May is building code month


Gov. Gretchen Whitmer has issued a proclamation declaring May 2019 as Building Safety Month in Michigan. This year’s theme, “No Code. No Confidence.” reaffirms the value and importance of construction codes, state registered code officials and a strong system of code enforcement to protect the public. LARA’s Bureau of Construction Codes (BCC) works to ensure that homes and buildings constructed throughout Michigan are safe, sound and sustainable. 

 “Construction code officials are here to help consumers understand building safety issues,” said LARA Director Orlene Hawks. “Especially with do-it-yourselfers, it becomes extremely important for homeowners to work with their building inspectors to make sure their new home or remodel fully complies with Michigan’s construction codes.”
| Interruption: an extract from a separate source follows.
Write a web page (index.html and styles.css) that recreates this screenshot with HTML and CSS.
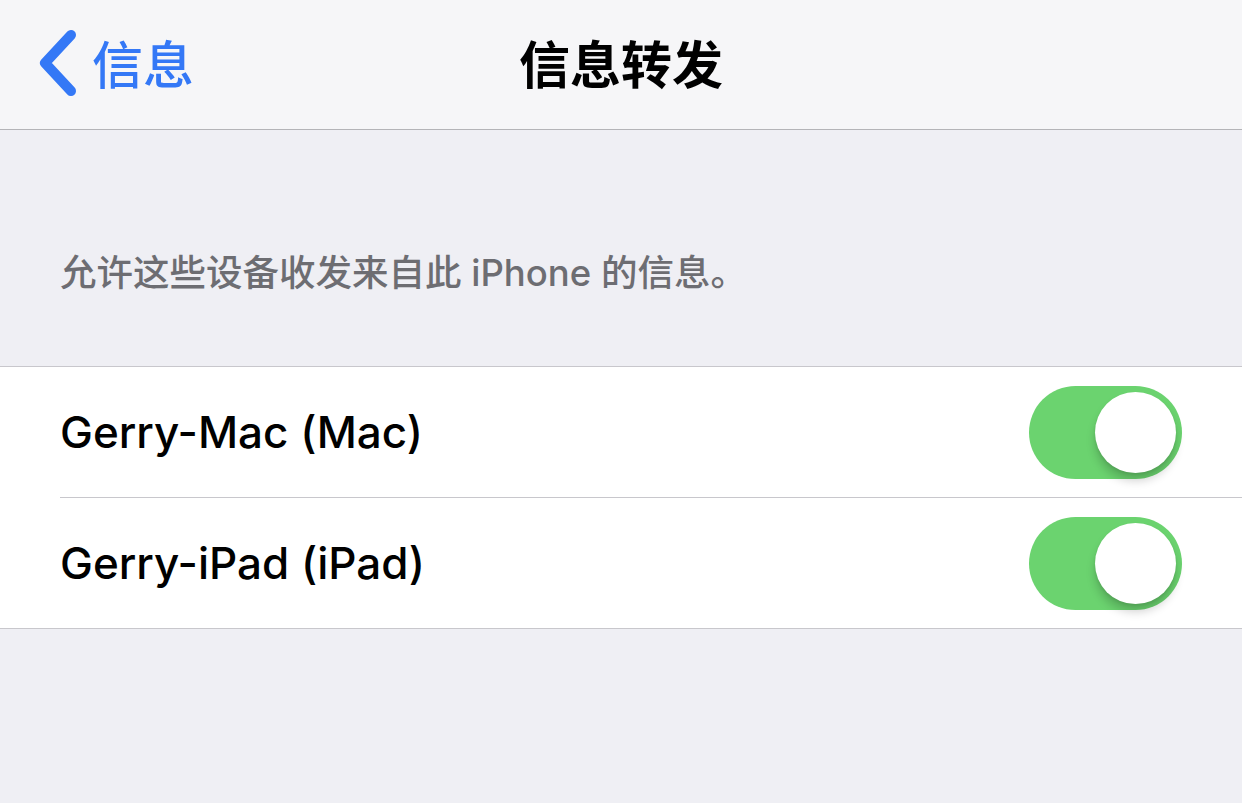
FILE: index.html
```html
<!DOCTYPE html>
<html lang="zh">
<head>
<meta charset="utf-8">
<link rel="stylesheet" href="styles.css">
</head>
<body>
<div class="screen">
  <header class="nav">
    <div class="back">
      <svg class="chev" width="40" height="66" viewBox="0 0 40 66">
        <path d="M33 5 L7 33 L33 61" fill="none" stroke="#3478f6" stroke-width="10" stroke-linecap="round" stroke-linejoin="round"/>
      </svg>
      <span class="back-label">信息</span>
    </div>
    <h1 class="title">信息转发</h1>
  </header>
  <div class="section-footer">允许这些设备收发来自此 iPhone 的信息。</div>
  <div class="group">
    <div class="row">
      <span class="label">Gerry-Mac (Mac)</span>
      <div class="switch"><div class="knob"></div></div>
    </div>
    <div class="row">
      <span class="label">Gerry-iPad (iPad)</span>
      <div class="switch"><div class="knob"></div></div>
    </div>
  </div>
</div>
</body>
</html>
```

FILE: styles.css
```css
html, body {
  margin: 0;
  padding: 0;
}
body {
  background: #efeff4;
  font-family: Inter, "Noto Sans CJK SC", sans-serif;
}
.screen {
  width: 1242px;
  height: 803px;
  background: #efeff4;
  overflow: hidden;
}
.nav {
  position: relative;
  height: 129px;
  background: #f6f6f8;
  border-bottom: 1px solid #b4b4b8;
  display: flex;
  align-items: center;
  justify-content: center;
}
.back {
  position: absolute;
  left: 38px;
  top: 0;
  height: 129px;
  display: flex;
  align-items: center;
  gap: 14px;
  color: #3478f6;
}
.chev {
  display: block;
  margin-top: -4px;
}
.back-label {
  font-family: "Noto Sans CJK SC", sans-serif;
  font-size: 51px;
  font-weight: 500;
  margin-top: -6px;
}
.title {
  margin: -6px 0 0 0;
  font-family: "Noto Sans CJK SC", sans-serif;
  font-size: 51px;
  font-weight: 700;
  color: #000;
}
.section-footer {
  padding: 118px 0 0 60px;
  height: 118px;
  box-sizing: content-box;
  font-family: Inter, "Noto Sans CJK SC", sans-serif;
  font-size: 36.5px;
  font-weight: 500;
  line-height: 50px;
  color: #6d6d72;
}
.group {
  background: #fff;
  border-top: 1px solid #c8c7cc;
  border-bottom: 1px solid #c8c7cc;
}
.row {
  height: 130px;
  margin-left: 60px;
  padding-right: 60px;
  display: flex;
  align-items: center;
  justify-content: space-between;
}
.row + .row {
  border-top: 1px solid #c8c7cc;
}
.label {
  font-size: 44px;
  font-weight: 500;
  color: #000;
}
.switch {
  width: 153px;
  height: 93px;
  border-radius: 47px;
  background: #6bd36f;
  position: relative;
}
.knob {
  position: absolute;
  right: 6px;
  top: 6px;
  width: 81px;
  height: 81px;
  border-radius: 50%;
  background: #fff;
  box-shadow: 0 8px 10px rgba(0,0,0,0.18), 0 2px 3px rgba(0,0,0,0.08);
}
```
 Code officials including boiler, building, electrical, elevator, fire prevention, plumbing, and mechanical inspectors, along with architects, engineers, builders, tradespeople, and others in the state’s construction industry work together to ensure code compliance that address safety, energy efficiency, and resilience in homes, schools, workplaces and other structures to protect lives and property.

 More than 35 Michigan communities rely on Code Enforcement Services, a division of Carlisle|Wortman Associates, to administer and enforce their building codes. CES has plan reviewers and inspectors licensed in every construction discipline, but “Education may be the most important part of our work,” said CES Director Craig Strong. “We show people how construction codes protect them. We help them make sure their plans are accurate and complete and and that their work is done properly.”

 Celebrated worldwide, Building Safety Month is sponsored by the International Code Council, a membership association dedicated to building safety, fire prevention, and energy efficiency. LARA uses national and international standards as the basis for model codes, and through Michigan amendments develops Michigan construction codes which are enforced throughout the state. The model codes are the most widely adopted building safety, energy, and fire prevention codes in the nation and are used by most U.S. cities, counties, and states.